Leitsatz:
Ansprüche auf Schadensersatz statt der Leistung gemäß §§ 280, 281 BGB dürfen auch im Mietrecht anhand den für die Instandsetzung oder Instandhaltung oder für den Rückbau erforderlichen, aber noch nicht aufgewendeten („fiktiven“) Kosten bemessen werden; dies gilt auch, wenn der Vermieter die Mietsache im beschädigten Zustand veräußert, ohne dass die Mängel zuvor beseitigt wurden.
BGH vom 26.4.2022 – VIII ZR 364/20 –
Langfassung: www.bundesgerichtshof.de [PDF, 12 Seiten]
Anmerkungen des Berliner Mietervereins
Vermietet war ein Einfamilienhaus. Nach den mietvertraglichen Vereinbarungen war der Mieter auch zur Pflege des Gartens verpflichtet.
Obwohl dem Mieter lediglich gestattet war, zwei Hunde in dem Mietobjekt zu halten, hielt er während der Mietzeit mindestens neunzehn Hunde. Nach Ende des Mietverhältnisses wurden in dem von Mieter und Vermieter unterzeichneten „Wohnungsabnahmeprotokoll“ zahlreiche „Mängel“ vermerkt.
Mit anwaltlichem Schreiben forderte der Vermieter den Mieter unter Fristsetzung auf, die aus dem Protokoll ersichtlichen „Mängel“ zu beseitigen. Er ließ sodann eine Ozonbehandlung wegen Uringeruchs in dem Haus zum Preis von 1166,20 Euro brutto durchführen. Ferner holte er zwei Kostenvoranschläge ein, wonach sich die Kosten für die „Instandsetzung der Gartenanlage“ auf 7225 Euro netto und für „Sanierungsarbeiten im Haus“ auf 25489,54 Euro netto belaufen sollten. Ein Jahr später veräußerte er das Hausgrundstück, ohne das Haus und den Garten instandsetzen zu lassen.
Im Schadensersatzprozess ging es unter anderem um die Frage, ob und gegebenenfalls unter welchen Voraussetzungen die Geltendmachung von fiktivem Schadensersatz im Mietrecht auf der Grundlage der §§ 280, 281 BGB möglich ist.
Der BGH wies darauf hin, dass die von dem Berufungsgericht aufgeworfene Frage bereits geklärt sei. Nach ständiger Rechtsprechung des Bundesgerichtshofs könnten Ansprüche auf Schadensersatz statt der Leistung im Mietrecht auch mit den für die Instandsetzung oder -haltung oder für den Rückbau der Mietsache erforderlichen, aber (noch) nicht aufgewendeten („fiktiven“) Kosten auf Grundlage von Kostenvoranschlägen bemessen werden.

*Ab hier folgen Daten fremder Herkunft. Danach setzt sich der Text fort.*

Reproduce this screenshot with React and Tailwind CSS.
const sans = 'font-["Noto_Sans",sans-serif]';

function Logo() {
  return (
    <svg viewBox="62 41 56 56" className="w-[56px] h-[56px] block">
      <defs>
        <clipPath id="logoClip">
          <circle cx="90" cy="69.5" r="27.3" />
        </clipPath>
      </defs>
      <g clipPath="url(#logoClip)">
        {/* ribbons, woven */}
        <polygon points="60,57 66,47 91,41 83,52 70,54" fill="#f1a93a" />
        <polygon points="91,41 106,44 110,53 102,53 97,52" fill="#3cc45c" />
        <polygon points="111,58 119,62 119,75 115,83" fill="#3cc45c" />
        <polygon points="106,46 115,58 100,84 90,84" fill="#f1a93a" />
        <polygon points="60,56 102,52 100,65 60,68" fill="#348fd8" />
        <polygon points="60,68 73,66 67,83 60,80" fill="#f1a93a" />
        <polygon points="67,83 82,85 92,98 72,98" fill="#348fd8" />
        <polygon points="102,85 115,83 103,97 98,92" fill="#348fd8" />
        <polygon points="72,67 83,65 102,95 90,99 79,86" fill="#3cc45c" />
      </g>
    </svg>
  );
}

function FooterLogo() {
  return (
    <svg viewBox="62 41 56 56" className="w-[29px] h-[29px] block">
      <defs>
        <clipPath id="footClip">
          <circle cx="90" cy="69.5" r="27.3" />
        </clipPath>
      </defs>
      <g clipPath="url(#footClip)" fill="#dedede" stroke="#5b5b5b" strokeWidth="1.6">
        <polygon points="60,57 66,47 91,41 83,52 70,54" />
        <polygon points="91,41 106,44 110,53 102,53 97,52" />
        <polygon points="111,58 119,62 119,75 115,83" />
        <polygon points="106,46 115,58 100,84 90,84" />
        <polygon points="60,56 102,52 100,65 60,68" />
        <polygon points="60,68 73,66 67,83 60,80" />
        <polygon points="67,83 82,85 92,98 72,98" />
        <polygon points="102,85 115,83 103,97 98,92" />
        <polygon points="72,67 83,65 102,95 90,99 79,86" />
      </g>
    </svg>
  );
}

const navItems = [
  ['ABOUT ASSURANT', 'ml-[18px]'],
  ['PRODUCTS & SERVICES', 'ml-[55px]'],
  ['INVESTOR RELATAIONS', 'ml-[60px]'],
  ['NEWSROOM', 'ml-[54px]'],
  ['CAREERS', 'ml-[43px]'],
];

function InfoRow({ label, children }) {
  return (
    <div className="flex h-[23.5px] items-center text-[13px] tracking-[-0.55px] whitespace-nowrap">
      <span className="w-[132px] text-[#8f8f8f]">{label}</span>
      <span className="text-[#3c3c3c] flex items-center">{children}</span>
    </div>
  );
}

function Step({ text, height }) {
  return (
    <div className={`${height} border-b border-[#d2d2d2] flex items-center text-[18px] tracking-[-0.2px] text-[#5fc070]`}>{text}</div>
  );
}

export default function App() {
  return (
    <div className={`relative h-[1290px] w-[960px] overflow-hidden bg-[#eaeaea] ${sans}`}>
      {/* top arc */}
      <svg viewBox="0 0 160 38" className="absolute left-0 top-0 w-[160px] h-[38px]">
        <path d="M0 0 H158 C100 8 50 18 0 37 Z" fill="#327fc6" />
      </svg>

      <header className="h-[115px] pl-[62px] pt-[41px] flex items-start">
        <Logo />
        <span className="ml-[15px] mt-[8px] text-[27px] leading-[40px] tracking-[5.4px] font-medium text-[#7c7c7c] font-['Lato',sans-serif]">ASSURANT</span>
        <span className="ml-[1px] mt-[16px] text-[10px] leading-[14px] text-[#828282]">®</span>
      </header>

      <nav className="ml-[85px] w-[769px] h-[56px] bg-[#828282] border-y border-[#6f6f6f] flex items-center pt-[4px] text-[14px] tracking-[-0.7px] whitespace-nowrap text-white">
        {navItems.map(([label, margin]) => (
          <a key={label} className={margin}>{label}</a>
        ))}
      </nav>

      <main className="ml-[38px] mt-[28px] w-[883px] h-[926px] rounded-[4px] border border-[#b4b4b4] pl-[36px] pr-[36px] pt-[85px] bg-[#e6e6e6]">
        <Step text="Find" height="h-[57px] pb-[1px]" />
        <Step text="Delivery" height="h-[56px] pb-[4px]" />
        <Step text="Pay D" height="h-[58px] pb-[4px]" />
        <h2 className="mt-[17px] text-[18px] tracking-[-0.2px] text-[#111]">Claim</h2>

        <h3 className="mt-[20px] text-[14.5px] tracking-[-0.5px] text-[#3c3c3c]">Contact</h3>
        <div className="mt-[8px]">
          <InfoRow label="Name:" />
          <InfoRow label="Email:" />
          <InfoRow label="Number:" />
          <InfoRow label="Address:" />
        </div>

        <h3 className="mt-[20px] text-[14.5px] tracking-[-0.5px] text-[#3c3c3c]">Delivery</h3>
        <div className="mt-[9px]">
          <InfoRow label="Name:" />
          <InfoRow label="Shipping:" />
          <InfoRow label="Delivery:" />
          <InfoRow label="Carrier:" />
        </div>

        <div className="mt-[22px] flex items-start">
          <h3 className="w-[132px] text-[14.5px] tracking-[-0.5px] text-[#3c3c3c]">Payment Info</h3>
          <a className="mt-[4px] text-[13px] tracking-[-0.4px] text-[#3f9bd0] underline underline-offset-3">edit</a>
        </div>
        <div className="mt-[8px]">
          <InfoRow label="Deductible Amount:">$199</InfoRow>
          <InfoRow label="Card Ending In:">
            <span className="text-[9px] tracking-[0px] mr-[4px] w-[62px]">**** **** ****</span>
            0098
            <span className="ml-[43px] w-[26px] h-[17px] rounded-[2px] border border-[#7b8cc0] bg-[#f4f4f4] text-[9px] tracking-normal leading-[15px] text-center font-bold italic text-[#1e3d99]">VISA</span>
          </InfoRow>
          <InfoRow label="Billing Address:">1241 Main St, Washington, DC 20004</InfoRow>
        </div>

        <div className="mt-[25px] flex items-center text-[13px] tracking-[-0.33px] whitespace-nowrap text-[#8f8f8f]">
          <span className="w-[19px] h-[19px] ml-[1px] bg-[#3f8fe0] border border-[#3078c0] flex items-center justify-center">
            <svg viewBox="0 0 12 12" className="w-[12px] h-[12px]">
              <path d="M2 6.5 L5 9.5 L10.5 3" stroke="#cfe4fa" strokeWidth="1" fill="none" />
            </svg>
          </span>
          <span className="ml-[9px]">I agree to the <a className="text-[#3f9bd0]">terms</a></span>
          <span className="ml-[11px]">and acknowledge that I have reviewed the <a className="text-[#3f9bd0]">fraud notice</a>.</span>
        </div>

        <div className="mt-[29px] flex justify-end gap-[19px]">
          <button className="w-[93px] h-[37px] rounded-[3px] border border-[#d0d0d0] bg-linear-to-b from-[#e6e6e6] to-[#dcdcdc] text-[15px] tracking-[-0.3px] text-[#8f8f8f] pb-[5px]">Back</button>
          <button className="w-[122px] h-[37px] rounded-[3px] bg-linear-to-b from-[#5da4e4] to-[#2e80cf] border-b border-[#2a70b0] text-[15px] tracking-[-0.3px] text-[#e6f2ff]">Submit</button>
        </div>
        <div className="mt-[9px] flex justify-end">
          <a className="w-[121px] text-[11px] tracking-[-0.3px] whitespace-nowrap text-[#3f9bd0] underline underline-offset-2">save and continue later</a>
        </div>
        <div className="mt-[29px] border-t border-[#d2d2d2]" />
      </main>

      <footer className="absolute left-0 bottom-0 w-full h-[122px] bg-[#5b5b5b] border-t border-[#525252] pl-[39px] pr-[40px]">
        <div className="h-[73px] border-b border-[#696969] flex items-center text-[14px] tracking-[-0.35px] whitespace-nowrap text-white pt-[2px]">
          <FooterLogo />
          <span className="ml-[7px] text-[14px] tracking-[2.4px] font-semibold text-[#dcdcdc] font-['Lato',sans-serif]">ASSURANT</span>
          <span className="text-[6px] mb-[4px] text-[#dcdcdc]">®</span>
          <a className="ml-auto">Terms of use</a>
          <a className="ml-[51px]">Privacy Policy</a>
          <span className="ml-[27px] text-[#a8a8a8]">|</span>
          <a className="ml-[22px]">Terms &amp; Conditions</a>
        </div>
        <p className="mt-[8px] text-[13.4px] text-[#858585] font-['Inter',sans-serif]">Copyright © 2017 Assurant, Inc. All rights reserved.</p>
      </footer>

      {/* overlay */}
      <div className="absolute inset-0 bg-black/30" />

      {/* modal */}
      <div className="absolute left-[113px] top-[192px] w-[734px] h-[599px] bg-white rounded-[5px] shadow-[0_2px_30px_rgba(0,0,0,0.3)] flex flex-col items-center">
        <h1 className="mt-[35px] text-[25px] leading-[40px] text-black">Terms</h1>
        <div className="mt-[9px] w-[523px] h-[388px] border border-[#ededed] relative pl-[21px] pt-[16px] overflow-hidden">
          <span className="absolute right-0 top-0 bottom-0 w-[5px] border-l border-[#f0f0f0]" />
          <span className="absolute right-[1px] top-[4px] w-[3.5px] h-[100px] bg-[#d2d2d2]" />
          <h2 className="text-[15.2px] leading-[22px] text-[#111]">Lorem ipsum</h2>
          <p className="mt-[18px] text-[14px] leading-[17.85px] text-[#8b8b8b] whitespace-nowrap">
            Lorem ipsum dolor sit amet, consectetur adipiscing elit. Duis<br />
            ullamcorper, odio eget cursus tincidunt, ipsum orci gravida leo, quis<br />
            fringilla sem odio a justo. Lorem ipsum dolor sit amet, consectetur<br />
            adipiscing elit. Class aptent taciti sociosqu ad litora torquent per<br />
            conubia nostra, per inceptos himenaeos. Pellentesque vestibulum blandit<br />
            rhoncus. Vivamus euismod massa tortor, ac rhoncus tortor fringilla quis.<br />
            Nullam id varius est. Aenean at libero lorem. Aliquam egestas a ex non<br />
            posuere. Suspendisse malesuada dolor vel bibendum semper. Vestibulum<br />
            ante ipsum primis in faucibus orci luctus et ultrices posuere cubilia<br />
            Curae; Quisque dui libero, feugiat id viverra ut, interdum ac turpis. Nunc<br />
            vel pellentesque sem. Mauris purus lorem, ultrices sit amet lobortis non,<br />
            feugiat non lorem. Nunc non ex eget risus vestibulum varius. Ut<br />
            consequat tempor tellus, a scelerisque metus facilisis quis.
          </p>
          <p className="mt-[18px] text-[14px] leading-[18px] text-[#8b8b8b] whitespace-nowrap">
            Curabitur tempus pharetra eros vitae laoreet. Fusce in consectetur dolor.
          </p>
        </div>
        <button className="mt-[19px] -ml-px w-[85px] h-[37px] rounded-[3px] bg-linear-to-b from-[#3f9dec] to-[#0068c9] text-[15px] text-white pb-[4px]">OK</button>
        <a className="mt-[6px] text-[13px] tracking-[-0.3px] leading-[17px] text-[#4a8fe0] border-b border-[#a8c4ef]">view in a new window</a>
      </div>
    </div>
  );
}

Soweit der VII. Zivilsenat des Bundesgerichtshofs in dem Urteil vom 22.2.2018 (– VII ZR 46/17 –) einer Bemessung des Schadens anhand von fiktiven Mängelbeseitigungskosten im Rahmen eines Schadensersatzanspruchs statt der Leistung eine Absage erteilt habe, habe er klargestellt, dass die Ablehnung einer solchen Bemessung allein auf den Besonderheiten des Werkvertragsrechts, insbesondere dem Vorschussanspruch des Bestellers gemäß § 637 Abs. 3 BGB beruhe (vgl. BGH vom 8.10.2020 – VII ARZ 1/20 –). Auf andere Vertragstypen seien diese Erwägungen nicht übertragbar.
Auch der Umstand, dass der Vermieter das Grundstück veräußere, schließe eine solche Bemessung des Anspruchs auf Schadensersatz statt der Leistung nicht aus.